In Arlington, some voters continued to be vexed by the machines and the printed instructions, especially those who wanted to vote a straight-party ticket.

Voters who cast a straight-party ticket were required to scroll down the ballot to find the stadium issue on the screen before completing their balloting.

Roger Bahgan said he was confounded by the ballot-counting computers even though "I work with computers all day long." He said he was denied a chance to vote again after he realized he had passed over the option to vote on the stadium measure.

Morris Reid, a political consultant in Washington, D.C., said that electronic voting machine vendors did not road test their products enough before sending them out to be used by older voters and by poll workers who were not comfortable with computers.

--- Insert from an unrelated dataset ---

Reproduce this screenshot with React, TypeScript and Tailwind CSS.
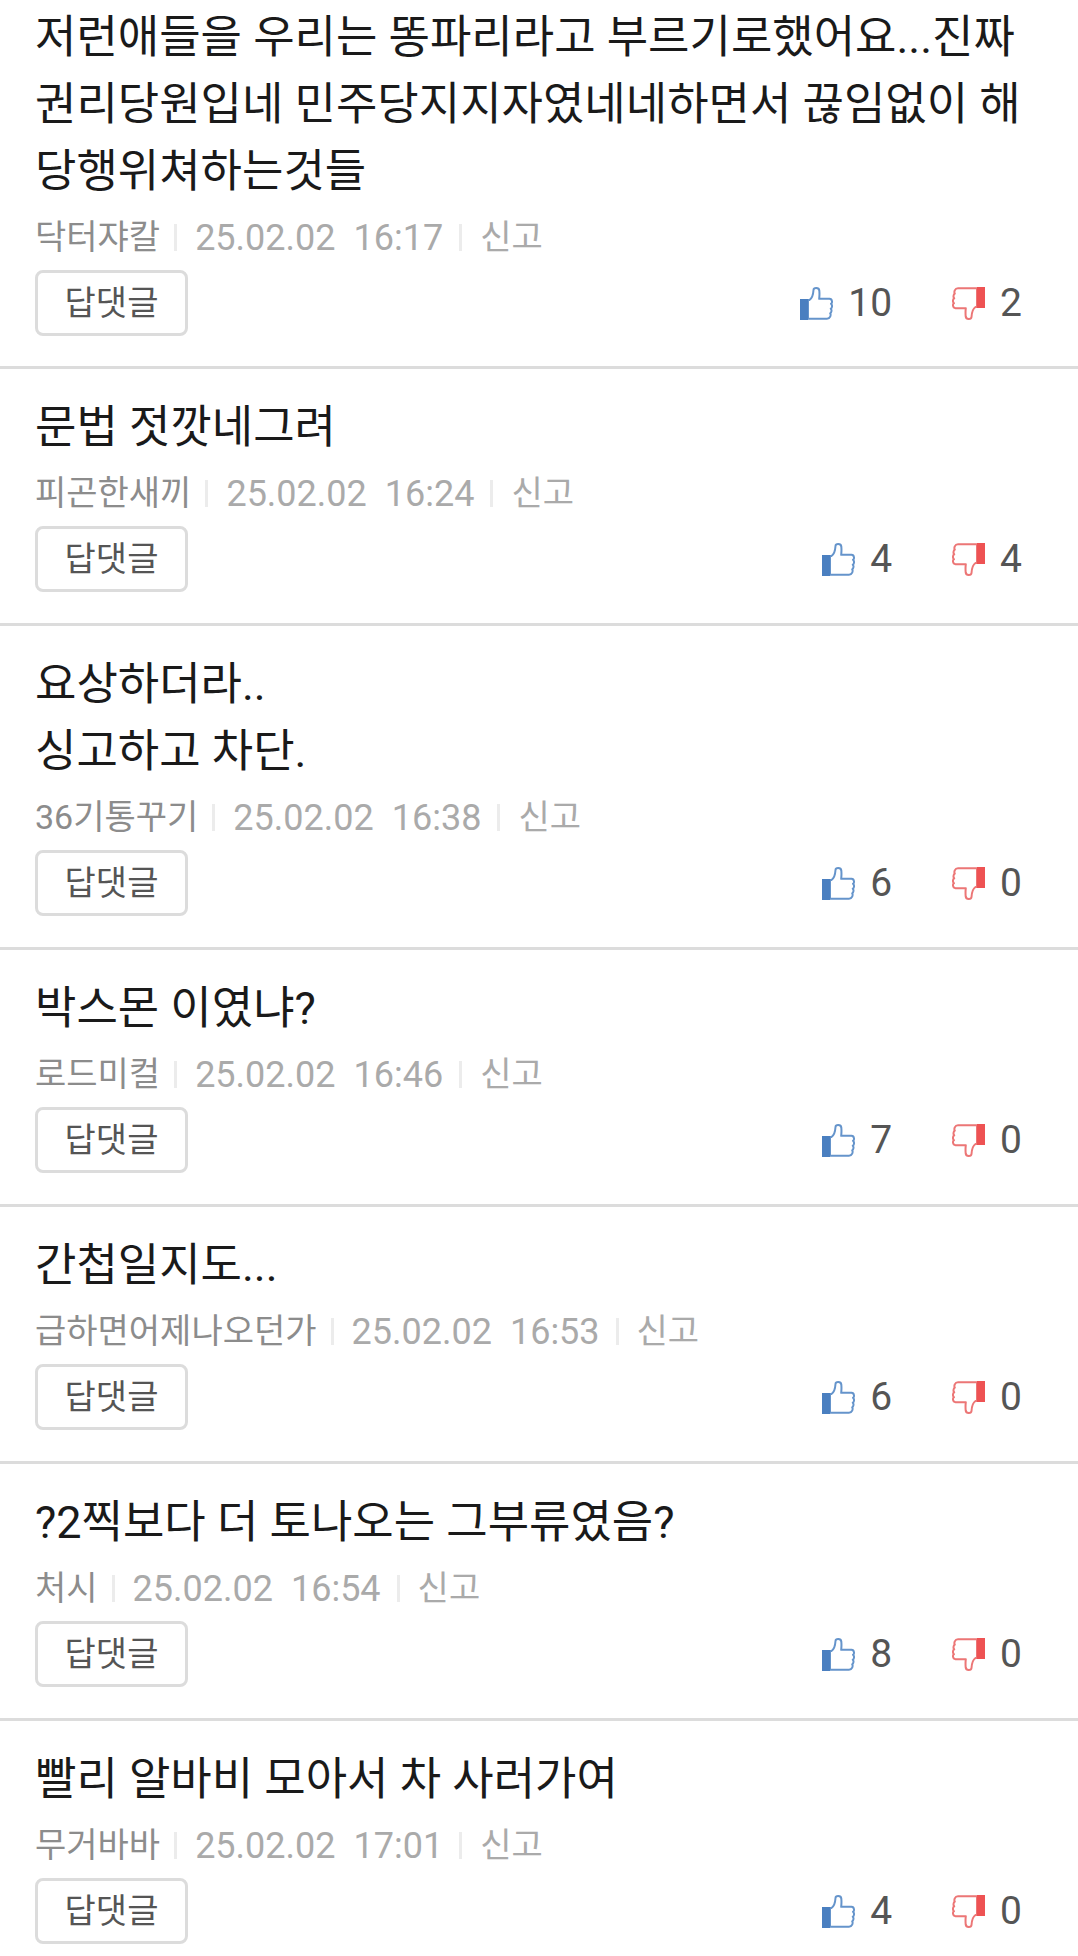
interface Comment {
  id: number;
  lines: string[];
  author: string;
  date: string;
  time: string;
  up: number;
  down: number;
}

const comments: Comment[] = [
  {
    id: 1,
    lines: ["저런애들을 우리는 똥파리라고 부르기로했어요...진짜 권리당원입네 민주당지지자였네네하면서 끊임없이 해당행위쳐하는것들"],
    author: "닥터쟈칼",
    date: "25.02.02",
    time: "16:17",
    up: 10,
    down: 2,
  },
  { id: 2, lines: ["문법 젓깟네그려"], author: "피곤한새끼", date: "25.02.02", time: "16:24", up: 4, down: 4 },
  { id: 3, lines: ["요상하더라..", "싱고하고 차단."], author: "36기통꾸기", date: "25.02.02", time: "16:38", up: 6, down: 0 },
  { id: 4, lines: ["박스몬 이였냐?"], author: "로드미컬", date: "25.02.02", time: "16:46", up: 7, down: 0 },
  { id: 5, lines: ["간첩일지도..."], author: "급하면어제나오던가", date: "25.02.02", time: "16:53", up: 6, down: 0 },
  { id: 6, lines: ["?2찍보다 더 토나오는 그부류였음?"], author: "처시", date: "25.02.02", time: "16:54", up: 8, down: 0 },
  { id: 7, lines: ["빨리 알바비 모아서 차 사러가여"], author: "무거바바", date: "25.02.02", time: "17:01", up: 4, down: 0 },
];

function ThumbUp() {
  return (
    <svg className="h-[33px] w-[33px]" viewBox="0 0 33 33" aria-hidden="true">
      <path
        d="M8 13 H9.500 C12.500 11 13.200 8 13.500 3 C13.700 .5 18.800 .2 19.300 3.500 C19.600 6.500 19.500 9 19.200 11.800 H29.500 C32.500 12 32.500 16 31 16.800 C32.500 18 32.300 21 30.800 21.700 C32 23 31.600 25.600 30.200 26.300 C31.200 28 30.300 31.700 27 31.700 H8 Z"
        fill="#fff"
        stroke="#6594cb"
        strokeWidth="2"
        strokeLinejoin="round"
      />
      <path d="M0 12 H8 V33 H0 Z" fill="#4a7fc0" />
    </svg>
  );
}

function ThumbDown() {
  return (
    <svg className="h-[33px] w-[33px]" viewBox="0 0 33 33" aria-hidden="true">
      <path
        d="M25 20 H23.500 C20.500 22 19.800 25 19.500 30 C19.300 32.500 14.200 32.800 13.700 29.500 C13.400 26.500 13.500 24 13.800 21.200 H3.500 C.5 21 .5 17 2 16.200 C.5 15 .7 12 2.200 11.300 C1 10 1.400 7.400 2.800 6.700 C1.800 5 2.700 1.300 6 1.300 H25 Z"
        fill="#fff"
        stroke="#ec7676"
        strokeWidth="2"
        strokeLinejoin="round"
      />
      <path d="M25 0 H33 V21 H25 Z" fill="#ee5253" />
    </svg>
  );
}

function Bar() {
  return <span className="h-[27px] w-[3px] bg-[#ececec]" />;
}

function CommentItem({ comment }: { comment: Comment }) {
  return (
    <li className="border-b-[3px] border-[#dcdcdc] px-[35px] pt-[25px] pb-[31px] first:pt-1 first:pb-[30px]">
      <div className="text-[45px] leading-[67px] break-all text-[#1a1a1a]">
        {comment.lines.map((line) => (
          <p key={line}>{line}</p>
        ))}
      </div>
      <div className="flex h-[65px] items-center text-[34px] text-[#aaa]">
        <span className="mr-[14px] text-[#8c8c8c]">{comment.author}</span>
        <Bar />
        <time className="mr-4 ml-[18px] flex gap-[18px] text-[36px]">
          <span>{comment.date}</span>
          <span>{comment.time}</span>
        </time>
        <Bar />
        <button type="button" className="ml-[18px]">신고</button>
      </div>
      <div className="flex h-[66px] items-center justify-between">
        <button type="button" className="h-full w-[153px] rounded-lg border-[3px] border-[#dcdcdc] text-[34px] text-[#555]">
          답댓글
        </button>
        <div className="flex gap-[60px] pr-[21px] text-[39px] text-[#555]">
          <button type="button" aria-label="추천" className="flex items-center gap-[15px]">
            <ThumbUp />
            {comment.up}
          </button>
          <button type="button" aria-label="비추천" className="flex items-center gap-[15px]">
            <ThumbDown />
            {comment.down}
          </button>
        </div>
      </div>
    </li>
  );
}

export default function App() {
  return (
    <main className="overflow-hidden bg-white font-[Roboto,'Noto_Sans_CJK_KR',sans-serif]" lang="ko">
      <ul>
        {comments.map((comment) => (
          <CommentItem key={comment.id} comment={comment} />
        ))}
      </ul>
    </main>
  );
}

"It is going to be a stressful situation for them," Reid said. "We've had four years to get prepared and we haven't taken the time to get prepared.

"It is just a crime."

In neighboring Denton, Johnson and Parker counties, high turnouts and few problems were reported by election officials.

In Denton County, officials said more than 100,000 early ballots had been cast at the county's 14 early voting locations by early Friday afternoon.

In Johnson County, where early voting was expected to top 25 percent, there had been few problems with the optical scanner systems, Election Administrator Cheri Haley said.

The county purchased a new high-speed system in January, but voters were familiar with the "color-in-the-oval" ballots that have been used for years, Haley said.

By Thursday, nearly 19,000 about 20 percent of the county's 80,062 registered voters had cast ballots.